She asks her daughter again to show her which parts did Asif exactly touch, and asked her again “Are you sure? This is not something you can accuse someone of; it is very serious”. She added, “Maybe he wanted to pat your legs or arms, and his hand accidentally touched that area?” To her dismay, the daughter said that Asif continued to pat her in those areas even when she stopped him.
Bury the Secret Forever
The mother didn’t know what to do. Her husband was known to be an emotional man, especially regarding his daughters. If he found out, he will surely do something drastic. If the family found out, no one would want to marry her daughters. She had to be diplomatic. She decided she would ask Asif to stop teaching her daughter and that would be indication enough for him to know that now she is aware of what’s been going on. That night she went to alleviate her daughter’s fear (or so she thought). She told her ” Maha, I’m not sure what happened between you and Asif, but I want you to make sure you are never alone with him ever.”
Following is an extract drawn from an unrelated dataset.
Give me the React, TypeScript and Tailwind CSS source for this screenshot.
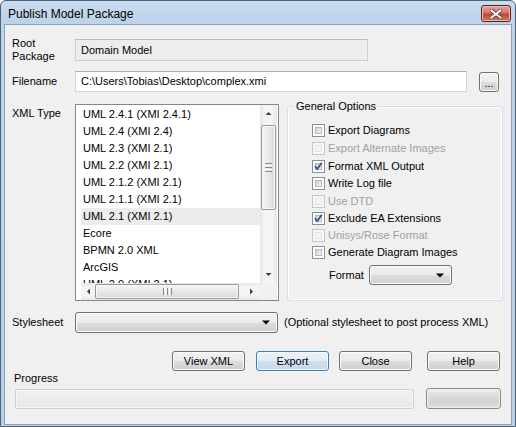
import React from 'react'

const items = [
  'UML 2.4.1 (XMI 2.4.1)',
  'UML 2.4 (XMI 2.4)',
  'UML 2.3 (XMI 2.1)',
  'UML 2.2 (XMI 2.1)',
  'UML 2.1.2 (XMI 2.1)',
  'UML 2.1.1 (XMI 2.1)',
  'UML 2.1 (XMI 2.1)',
  'Ecore',
  'BPMN 2.0 XML',
  'ArcGIS',
  'UML 2.0 (XMI 2.1)',
]

const options = [
  { label: 'Export Diagrams', checked: false, disabled: false, h: 'h-[18px]' },
  { label: 'Export Alternate Images', checked: false, disabled: true, h: 'h-[18px]' },
  { label: 'Format XML Output', checked: true, disabled: false, h: 'h-[18px]' },
  { label: 'Write Log file', checked: false, disabled: false, h: 'h-[17px]' },
  { label: 'Use DTD', checked: false, disabled: true, h: 'h-[18px]' },
  { label: 'Exclude EA Extensions', checked: true, disabled: false, h: 'h-[17px]' },
  { label: 'Unisys/Rose Format', checked: false, disabled: true, h: 'h-[17px]' },
  { label: 'Generate Diagram Images', checked: false, disabled: false, h: 'h-[16px]' },
]

const btn =
  'border border-[#707070] rounded-[3px] bg-[linear-gradient(to_bottom,#f2f2f2_0%,#ebebeb_50%,#dddddd_50%,#cfcfcf_100%)] shadow-[inset_0_0_0_1px_#fbfbfb] flex items-center justify-center'

function Arrow({ dir }: { dir: 'up' | 'down' | 'left' | 'right' }) {
  const d = {
    up: 'M0.5 4 L3.5 1 L6.5 4 Z',
    down: 'M0.5 1 L3.5 4 L6.5 1 Z',
    left: 'M4 0.5 L1 3.5 L4 6.5 Z',
    right: 'M1 0.5 L4 3.5 L1 6.5 Z',
  }[dir]
  const vert = dir === 'up' || dir === 'down'
  return (
    <svg width={vert ? 7 : 5} height={vert ? 5 : 7} viewBox={vert ? '0 0 7 5' : '0 0 5 7'}>
      <path d={d} fill="#404040" />
    </svg>
  )
}

function DropArrow() {
  return (
    <svg width="8" height="5" viewBox="0 0 8 5">
      <path d="M0 0.5 L8 0.5 L4 4.5 Z" fill="#000" />
    </svg>
  )
}

function Check({ checked, disabled }: { checked: boolean; disabled: boolean }) {
  return (
    <span
      className={`relative flex w-[13px] h-[13px] p-[2px] border ${
        disabled ? 'border-[#c6c6c6] bg-[#f7f7f7]' : 'border-[#8e8f8f] bg-white'
      }`}
    >
      <span
        className={`flex-1 border ${
          disabled
            ? 'border-[#e3e3e3] bg-[#f4f4f4]'
            : 'border-[#b5b9bf] bg-[linear-gradient(135deg,#cdd1d6,#f4f4f4)]'
        }`}
      />
      {checked && (
        <svg className="absolute left-0 top-0" width="11" height="11" viewBox="0 0 11 11">
          <path d="M2 5.2 L4.3 8 L8.8 1.8" fill="none" stroke="#3e5395" strokeWidth="1.9" />
        </svg>
      )}
    </span>
  )
}

export default function App() {
  return (
    <div className="w-[516px] h-[427px] flex flex-col border border-[#4f6275] rounded-t-[6px] bg-[linear-gradient(to_bottom,#c9dcf0,#bcd3eb_20px,#b9d1ea)] font-['Liberation_Sans',Arial,sans-serif] text-[11px] leading-[13px] text-black overflow-hidden">
      {/* title bar */}
      <div className="h-[23px] shrink-0 flex items-center justify-between pl-[7px] pr-[4px]">
        <span className="text-[12px] leading-[14px] pt-[2px] text-black">Publish Model Package</span>
        <div className="w-[30px] h-[17px] mt-[2px] rounded-[3px] border border-[#5c1f18] bg-[linear-gradient(to_bottom,#e6a597,#d47666_45%,#c2462f_55%,#d0735d)] shadow-[inset_0_0_0_1px_#eec0b5] flex items-center justify-center">
          <svg width="12" height="10" viewBox="0 0 12 10">
            <path
              d="M1.5 1.5 L10.5 8.5 M10.5 1.5 L1.5 8.5"
              stroke="#3a3a3a"
              strokeWidth="3.6"
              strokeLinecap="square"
            />
            <path d="M1.5 1.5 L10.5 8.5 M10.5 1.5 L1.5 8.5" stroke="#fff" strokeWidth="2" strokeLinecap="square" />
          </svg>
        </div>
      </div>

      {/* client area */}
      <div className="flex-1 ml-[3px] mr-[3px] mb-[1px] border border-[#8da2b9] bg-[#f0f0f0] pl-[7px] flex flex-col">
        {/* Root package */}
        <div className="flex items-start mt-[14px]">
          <div className="w-[63px] -mt-[2px]">
            Root
            <br />
            Package
          </div>
          <div className="w-[293px] h-[22px] border border-[#cfcfcf] border-t-[#bcbcbc] bg-[#ededed] flex items-center pl-[5px]">
            Domain Model
          </div>
        </div>

        {/* Filename */}
        <div className="flex items-center mt-[8px]">
          <div className="w-[63px]">Filename</div>
          <div className="w-[392px] h-[21px] border border-[#d2d4d9] border-t-[#abadb3] bg-white flex items-center pl-[5px]">
            C:\Users\Tobias\Desktop\complex.xmi
          </div>
          <div className={`${btn} w-[20px] h-[20px] ml-[12px] pt-[3px] text-[11px]`}>...</div>
        </div>

        {/* XML type + options */}
        <div className="flex items-start mt-[12px]">
          <div className="w-[63px] pt-[3px]">XML Type</div>
          <div className="w-[204px] h-[197px] border border-[#828790] bg-white flex flex-col pl-[5px] pt-[1px]">
            <div className="flex h-[177px]">
              <div className="w-[179px] h-[177px] overflow-hidden flex flex-col">
                {items.map((it, i) => (
                  <div
                    key={it}
                    className={`h-[17px] shrink-0 flex items-center pl-[2px] ${i === 6 ? 'bg-[#ececec]' : ''}`}
                  >
                    {it}
                  </div>
                ))}
              </div>
              {/* vertical scrollbar */}
              <div className="w-[17px] h-[178px] -mt-[1px] flex flex-col items-center bg-[linear-gradient(to_right,#e6e6e6,#f4f4f4_25%,#f4f4f4_75%,#e6e6e6)]">
                <div className="h-[17px] shrink-0 flex items-center justify-center w-full">
                  <Arrow dir="up" />
                </div>
                <div className="mt-[3px] w-[15px] h-[85px] shrink-0 rounded-[2px] border border-[#979797] bg-[linear-gradient(to_right,#f5f5f5,#e8e8e8_50%,#d9d9d9)] shadow-[inset_0_0_0_1px_#fafafa] flex flex-col items-center justify-center gap-[1px]">
                  <div className="w-[7px] h-[1px] bg-[#8a8a8a]" />
                  <div className="w-[7px] h-[1px] bg-[#ffffff]" />
                  <div className="w-[7px] h-[1px] bg-[#8a8a8a]" />
                  <div className="w-[7px] h-[1px] bg-[#ffffff]" />
                  <div className="w-[7px] h-[1px] bg-[#8a8a8a]" />
                </div>
                <div className="flex-1" />
                <div className="h-[17px] shrink-0 flex items-center justify-center w-full">
                  <Arrow dir="down" />
                </div>
              </div>
            </div>
            {/* horizontal scrollbar */}
            <div className="flex h-[17px]">
              <div className="w-[179px] h-[17px] flex items-center bg-[linear-gradient(to_bottom,#e6e6e6,#f4f4f4_25%,#f4f4f4_75%,#e6e6e6)]">
                <div className="w-[14px] h-full flex items-center justify-center">
                  <Arrow dir="left" />
                </div>
                <div className="w-[144px] h-[15px] rounded-[2px] border border-[#979797] bg-[linear-gradient(to_bottom,#f5f5f5,#e8e8e8_50%,#d9d9d9)] shadow-[inset_0_0_0_1px_#fafafa] flex items-center justify-center gap-[1px]">
                  <div className="w-[1px] h-[7px] bg-[#8a8a8a]" />
                  <div className="w-[1px] h-[7px] bg-[#ffffff]" />
                  <div className="w-[1px] h-[7px] bg-[#8a8a8a]" />
                  <div className="w-[1px] h-[7px] bg-[#ffffff]" />
                  <div className="w-[1px] h-[7px] bg-[#8a8a8a]" />
                </div>
                <div className="flex-1 h-full flex items-center justify-end pr-[6px]">
                  <Arrow dir="right" />
                </div>
              </div>
              <div className="w-[17px] h-[17px] bg-[#f0f0f0]" />
            </div>
          </div>

          {/* General options group */}
          <div className="relative ml-[8px] mt-[2px] w-[216px] h-[195px] border border-[#d5dfe5] rounded-[3px] shadow-[inset_0_0_0_1px_#ffffff] flex flex-col pl-[24px] pt-[14px]">
            <span className="absolute -top-[7px] left-[7px] px-[1px] bg-[#f0f0f0]">General Options</span>
            {options.map((o) => (
              <div key={o.label} className={`${o.h} flex items-center gap-[3px] shrink-0`}>
                <Check checked={o.checked} disabled={o.disabled} />
                <span className={o.disabled ? 'text-[#a0a0a0]' : ''}>{o.label}</span>
              </div>
            ))}
            <div className="flex items-center mt-[5px] ml-[17px]">
              <span className="w-[40px]">Format</span>
              <div className={`${btn} w-[83px] h-[20px] justify-end pr-[7px]`}>
                <DropArrow />
              </div>
            </div>
          </div>
        </div>

        {/* Stylesheet */}
        <div className="flex items-center mt-[11px]">
          <div className="w-[63px]">Stylesheet</div>
          <div className={`${btn} w-[203px] h-[21px] justify-end pr-[7px]`}>
            <DropArrow />
          </div>
          <span className="ml-[6px]">(Optional stylesheet to post process XML)</span>
        </div>

        {/* Buttons */}
        <div className="flex mt-[18px] pl-[160px]">
          <div className={`${btn} w-[73px] h-[20px]`}>View XML</div>
          <div className="ml-[11px] w-[73px] h-[20px] border border-[#3c7fb1] rounded-[3px] bg-[linear-gradient(to_bottom,#ebf3f9_0%,#e1ecf5_50%,#d2e0ec_50%,#c6d7e6_100%)] shadow-[inset_0_0_0_1px_#f4f9fc] flex items-center justify-center">
            Export
          </div>
          <div className={`${btn} ml-[10px] w-[73px] h-[20px]`}>Close</div>
          <div className={`${btn} ml-[15px] w-[73px] h-[20px]`}>Help</div>
        </div>

        {/* Progress */}
        <div className="mt-[1px] pl-[2px]">Progress</div>
        <div className="flex items-center mt-[3px] pl-[3px]">
          <div className="w-[399px] h-[20px] border border-[#d0d0d0] rounded-[2px] bg-[linear-gradient(to_bottom,#f0f0f0,#e8e8e8)] shadow-[inset_0_0_0_1px_#f7f7f7]" />
          <div className="ml-[12px] w-[75px] h-[21px] border border-[#8c8c8c] rounded-[3px] bg-[linear-gradient(to_bottom,#f2f2f2,#dedede_30%,#d4d4d4_70%,#e2e2e2)] shadow-[inset_0_0_0_1px_#ececec]" />
        </div>
      </div>
    </div>
  )
}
Maha felt relieved and secured upon hearing such words. Now she would be protected, and Asif will never come near her again. Her mother continued and said ” We have to live in this family, and tomorrow you guys will have to get married. If you tell anyone about this, remember that you will be destroying your future. Keep this to yourself. He is like a member of this family now, and we cannot cut him off like that suddenly. You make sure you are always with somebody and always take the house helper when he takes you guys out.”
“Huh ?!?! What do you mean when he takes us out? Will you still allow him to come to our house???” Maha asked. The mom replied “So what do you want me to do? Cut him off and tell your father who will probably kill him. Why do you want a tamasha in front of the family? Keep it to yourself, and nothing will happen. No one should come to know about this, and if you tell them, they will laugh at you. They will think you are the one who is exaggerating. Asif is well respected in the family and community. No one will believe you”. Maha felt disappointed and let down by her mother. She thought she would never have to see his face again, but instead, she would be reminded of her ordeal every time Asif came.
Help from an unexpected person.
Despite her mother’s warning, she confided to the house helper. Ama was a middle-aged woman who already sensed the inappropriateness of Asif’s behavior since day one when he asked to study in the room alone. She noticed Maha in distress each time she came out of the place with Asif but thought she might be wrong about it all since she was studying for her exams.
A significant time had passed and Maha started to suffer in school. She could not concentrate in school or at home. What if Asif came to pick her up from school and then took her somewhere? The teachers would hand her over since he was on the emergency contact list. What if she went home and he sends Ama out to get something. He will surely try to take advantage of her then.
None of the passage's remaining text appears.